School District 20 employees have voted to strike after contract negotiations for a higher wage hit a wall last month.

School District 20 employees who keep Greater Trail schools clean, safe and inclusive have voted to strike after contract negotiations for a higher wage hit a wall last month.

Eighty-nine per cent of Canadian Union of Public Employees' 230 local members voted in favour of strike action early this month and await further direction from CUPE Local 1285 board president Cherryl MacLeod.

She is in the midst of connecting with School District 20's support workers to explain what was decided at a meeting in Vancouver last week when all 57 CUPE presidents met to plot a strategy moving forward.

“I'm not saying we're going to do something in Castlegar and Trail by the end of June that will be disruptive,” she told the Times. “It might be an information line, it might be a study session. There are all kinds of things we could do.”

CUPE represents school bus drivers, custodians, clericals, maintenance, tech and trades, education assistance, childcare and child and youth care workers and aboriginal-education employees. The average wage for a CUPE K-12 worker is $24,000 a year, according to a CUPE press release.

The local is looking to send a message, following contract negotiations that didn't result in what the union calls “job security” or a pay increase – a raise that hasn't occurred since 2009.

A similar story is being heard across the province. BC Public School Employers' Association, the bargaining arm for boards of education, met with union representatives from the 57 unions banded together over the winter and into the spring.

More than half of these locals have now taken local strike votes with the rest expected to be completed by the end of June.

“I'm happy that the strike votes are going well but I'm just as frustrated,” said MacLeod. “We don't want anything unreasonable.
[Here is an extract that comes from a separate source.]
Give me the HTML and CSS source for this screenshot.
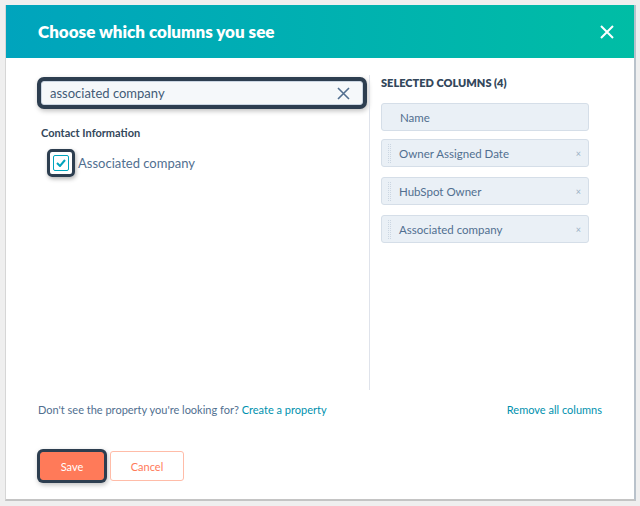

We don't want anything more than other public sector groups have achieved and we don't understand why we're being singled out and told, 'There is no money for you.'”

The Liberal government's cooperative gains mandate says wage increases in the public sector are permissible this year only if the parties identify savings elsewhere. This is different from the 2010 net-zero mandate, which also required savings to offset wage but only if found in the collective agreement.

“Our school district at home gets 'X' number of dollars from Victoria,” MacLeod explained. “If or when we are successful at getting a raise, it has to come out of what they're already sending.”

In an email reply, SD20 superintendent of schools Greg Luterbach refused to comment because, he said, both sides agreed not to bargain through the media.

Significant monetary and job issues are negotiated at the provincial level while other issues are worked out between union locals and local school boards.

SD20 board chair Darrel Ganzert feels for CUPE and understands where they're coming from but said the board was limited at the bargaining table because most requests had a monetary impact.

“For a group of trustees, who cannot raise taxes and simply rely on what money we get from the government, all we are faced with doing is laying more people off,” he said. “Our system is stretched so thin now and it's more than embarrassing when you take a look at the state of our schools. They're not as clean as they used to be, most all of them need paint and many of them need new roofs.”

Local school boards are already dealing with downloaded costs, he said, but he fears that the province will negotiate a settlement, pay the first year and then expect the school districts to pay the subsequent years.

In the meantime, he worries the district will again be dragged through a bargaining process but noted that support workers offer an essential service so there will be limitations on what their job action can look like.

“We just had a year-long teachers' strike that was absolutely ugly in terms of teacher morale and moving forward educationally as a district,” he said. “There was so much put on hold and so many bad feelings were generated and now there is a potential for more of the same.”